Stochastic Bipartite Consensus for Second-Order Multi-Agent Systems with Communication Noise and Antagonistic Information

Abstract

In this paper, the bipartite consensus problem for second-order multi-agent systems with no leader, one leader and multiple leaders are investigated, where the information exchange is disturbed by measurement noise and antagonistic information. In order to attenuate the effect of communication noise, a time-varying gain c(t) is utilized and the stochastic approximation bipartite control protocol is proposed. It is given that the underlying protocol can solve the bipartite consensus problem for MASs with no leader/one leader/multiple leaders if the communication topology is strongly connected/has a spanning tree/has a spanning forest and the c(t) satisfies some mild condition.
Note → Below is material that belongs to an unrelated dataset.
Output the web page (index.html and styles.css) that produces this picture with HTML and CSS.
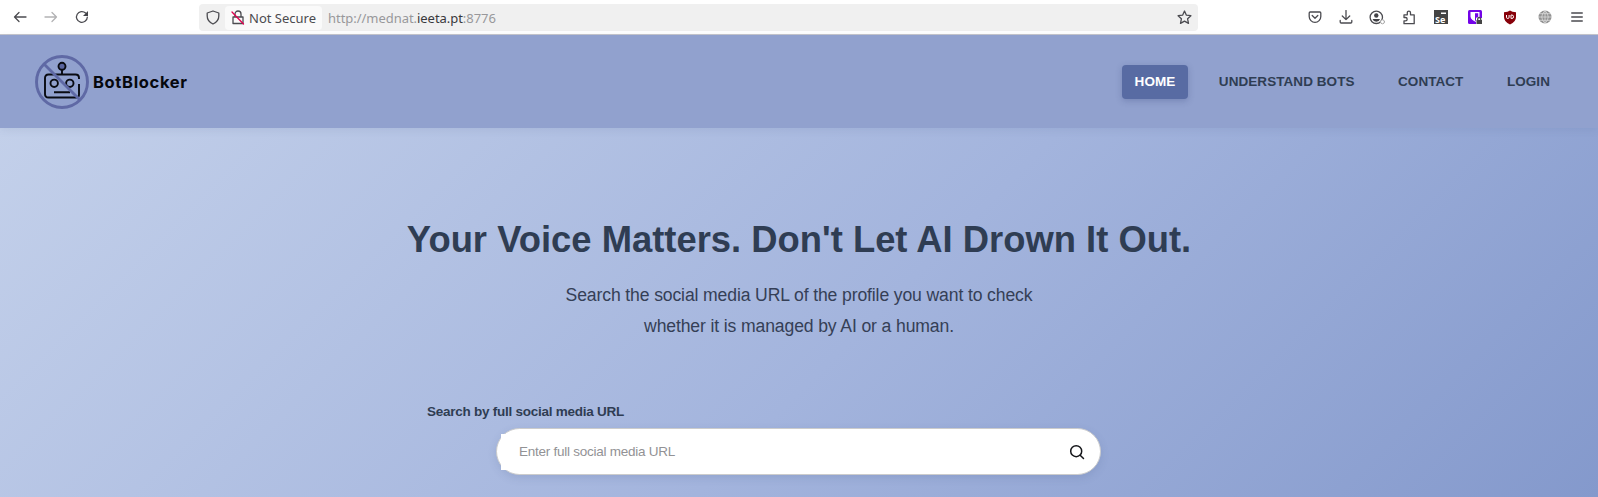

Meanwhile, for system with these three cases, a series of sufficient and necessary conditions are given. Especially, for the case with no leader, we obtain that the final state of agent is related with the initial position and initial velocity of each agent. For the case with one leader, we can get that the followers in one group can follow up the state of one leader, and the followers in another group tend to the opposite value. Additionally, for the case with multiple leaders, the containment control can be achieved where followers’ states in one group can converge to the quai-convex hull of leaders’ state and the ones in another group converge to the opposite convex hull. Finally, some numerical examples are given to support our new results.